Die soziale Ungleichheit, die in diesem Währungsdualismus sichtbar wird, führt zu Verbitterung in der Bevölkerung. Das zentrale Internet-Portal der Kommunistischen Partei, „CubaDebate“, hatte jüngst ihre Leser gefragt, wie sie die ersten Monate seit der Währungsreform erlebt haben. Die Rückmeldungen waren verheerend. Mehr als zwei Drittel der Befragten erklärten, auch die Anhebung der Löhne reiche angesichts der scharf steigenden Preise nicht zur Befriedigung ihrer Bedürfnisse. Und in den Kommentaren tauchte neben dem Mangel und den gestiegenen Lebenshaltungskosten immer wieder die Empörung darüber auf, dass die Dollar-Shops de facto die Kubaner in eine Zwei-Klassen-Gesellschaft teilen – und dass die einfachen Bezieher von Peso-Einkommen die Verlierer sind. Sicherlich, in den kapitalistischen Gesellschaften Lateinamerikas sind die sozialen Ungleichheiten sehr viel schärfer und tiefer in gesellschaftliche Strukturen eingeschrieben. In einem sozialistischen Staat aber berühren sie unmittelbar die Legitimation des politischen Modells.

Die Führung in Havanna wird auf dem Parteitag betonen, dass man Trump überstanden hat und dass man auch in der Folge gegen alle Versuche, einen politischen Systemwechsel herbeizuführen, energisch vorgehen wird. Aufbegehren von innen, wie zuletzt aus Künstlerkreisen um das „Movimiento San Isidro“, wird unweigerlich als von außen gesteuert und im Dienste des Imperialismus gesehen.

Der Strohhalm für Optimismus ist der COVID-19-Impfstoff, den Kuba entwickelt. In der Tat eine bemerkenswerte Leistung, die den hohen Stand des Bio-Medizin-Sektors zeigt.
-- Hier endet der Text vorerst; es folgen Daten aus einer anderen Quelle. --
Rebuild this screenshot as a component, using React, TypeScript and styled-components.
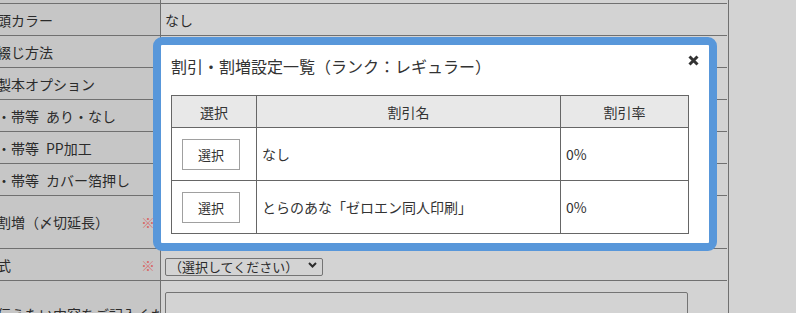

Zwei Impfstoffe sind in Phase 3-Versuchen mit Zehntausenden von Probanden, und vieles spricht dafür, dass Kuba ab Mitte des Jahres beginnen wird, mit eigenen Impfstoffen seine Bevölkerung zu impfen. Gleichwohl sind die Schwierigkeiten der Massenproduktion eines solchen Impfstoffs in Kuba nicht zu unterschätzen. Die Regierung hat vollmundig angekündigt, bis Jahresende 100 Millionen Impfdosen herzustellen, damit einen Exportschlager zu haben und Impf-Tourismus nach Kuba als neue Devisenquelle aufzutun. Es wäre nicht der erste Plan, der ambitionierter formuliert als erfüllt wird.

 

Ungewisser Ausblick

Der Abtritt Raúl Castros erfolgt in einer wirtschaftlich wie sozial ungemein angespannten Situation. Die „historische Generation“ mag sich zu Gute halten, dass sie nicht nur drei Jahrzehnte lang an der Seite der Sowjetunion den kubanischen Sozialismus aufgebaut hat, sondern dass sie ihn auch drei Jahrzehnte nach dem Zerfall der Sowjetunion aufrechterhalten hat. Aber gerade weil die Generation der „históricos“ es nicht geschafft hat, einen tragfähigen Reformkurs zu finden, übergibt sie nun ihren Nachfolgern ein Land in höchsten Nöten. Die nötigen Veränderungen müssen nun unter schlechtestmöglichen Bedingungen erfolgen. Und die historischen Führer haben in ihrer Kaderpolitik immer unbedingte Loyalität belohnt, nicht Eigeninitiative. Aufgestiegen sind in der Folge verlässliche Funktionäre, die gelernt haben, geschickt in den Strukturen von Partei und Staat zu manövrieren, aber nicht, Hoffnungsträger für die breite Bevölkerung zu werden.

Zum Ende der Ära Castro wird Kubas Parteitag Kontinuität beschwören. Dies kann aber nicht verdecken, dass ein Ende der Krise nicht absehbar ist – und die Ungewissheit über die künftige Entwicklung der Insel mit Händen zu greifen.